◆ **Stated task**: For the listing below, give the count of lines containing "page", and no other text.

** begin Supplied data **

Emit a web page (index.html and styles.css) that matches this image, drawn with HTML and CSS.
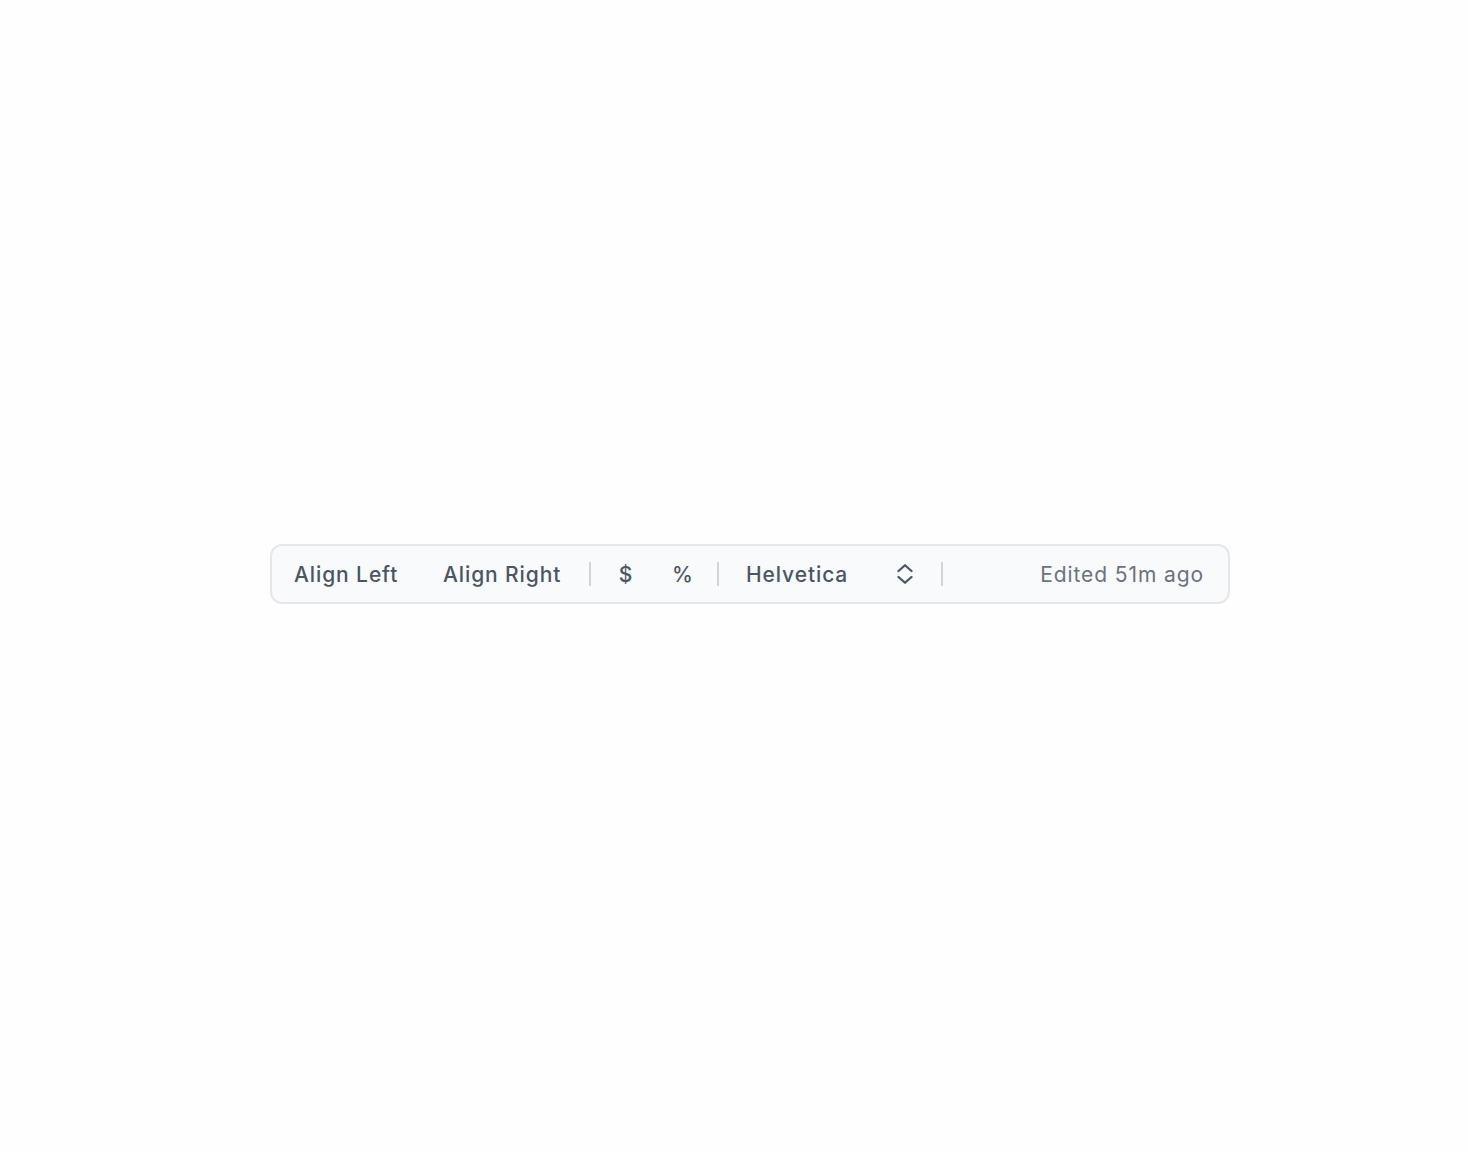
FILE: index.html
```html
<!DOCTYPE html>
<html lang="en">
<head>
<meta charset="utf-8">
<title>Toolbar</title>
<link rel="stylesheet" href="styles.css">
</head>
<body>
<div class="page">
  <div class="toolbar">
    <button class="btn btn-first">Align Left</button>
    <button class="btn btn-second">Align Right</button>
    <span class="sep sep-a"></span>
    <button class="btn btn-sym btn-dollar">$</button>
    <button class="btn btn-sym btn-pct">%</button>
    <span class="sep sep-b"></span>
    <div class="select">
      <span class="select-label">Helvetica</span>
      <svg class="chev" width="16" height="20" viewBox="0 0 16 20" fill="none" stroke="currentColor" stroke-width="2.3" stroke-linecap="round" stroke-linejoin="round" aria-hidden="true">
        <path d="M1.5 7 L8 1.25 L14.5 7"/>
        <path d="M1.5 13 L8 18.75 L14.5 13"/>
      </svg>
    </div>
    <span class="sep sep-c"></span>
    <span class="spacer"></span>
    <span class="edited">Edited 51m ago</span>
  </div>
</div>
</body>
</html>
```

FILE: styles.css
```css
html, body {
  margin: 0;
  padding: 0;
  background: #fefefe;
}

.page {
  padding: 544px 0 0 270px;
  font-family: "Inter", "Liberation Sans", sans-serif;
}

.toolbar {
  box-sizing: border-box;
  width: 960px;
  height: 60px;
  display: flex;
  align-items: center;
  padding: 0 24px 0 22px;
  background: #f9fafb;
  border: 2px solid #e5e7eb;
  border-radius: 12px;
}

.btn {
  flex: none;
  font-family: inherit;
  font-size: 21px;
  font-weight: 500;
  letter-spacing: 0.9px;
  color: #4b5563;
  background: none;
  border: 0;
  padding: 2px 0 0;
  margin: 0;
  line-height: 28px;
  cursor: pointer;
  white-space: nowrap;
  text-align: left;
}

.btn-first {
  width: 106px;
}

.btn-second {
  width: 120px;
  margin-left: 43px;
}

.btn-sym {
  width: 40px;
  text-align: center;
  text-indent: 0.9px;
}

.btn-pct {
  margin-left: 17px;
}

.sep {
  flex: none;
  width: 2px;
  height: 24px;
  margin-top: -1px;
  background: #d1d5db;
}

.sep-a {
  margin-left: 26px;
  margin-right: 14.5px;
}

.sep-b {
  margin-left: 14.5px;
  margin-right: 27px;
}

.sep-c {
  margin-left: 28px;
}

.select {
  flex: none;
  display: flex;
  align-items: center;
  width: 167px;
  color: #4b5563;
}

.select-label {
  font-size: 21px;
  font-weight: 500;
  letter-spacing: 0.9px;
  line-height: 28px;
  padding-top: 2px;
  white-space: nowrap;
}

.chev {
  margin-left: auto;
  display: block;
}

.spacer {
  flex: 1;
}

.edited {
  font-size: 21px;
  font-weight: 400;
  letter-spacing: 0.9px;
  line-height: 28px;
  padding-top: 2px;
  color: #6b7280;
  white-space: nowrap;
}
```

** end Supplied data **

◆ **Final answer**: 3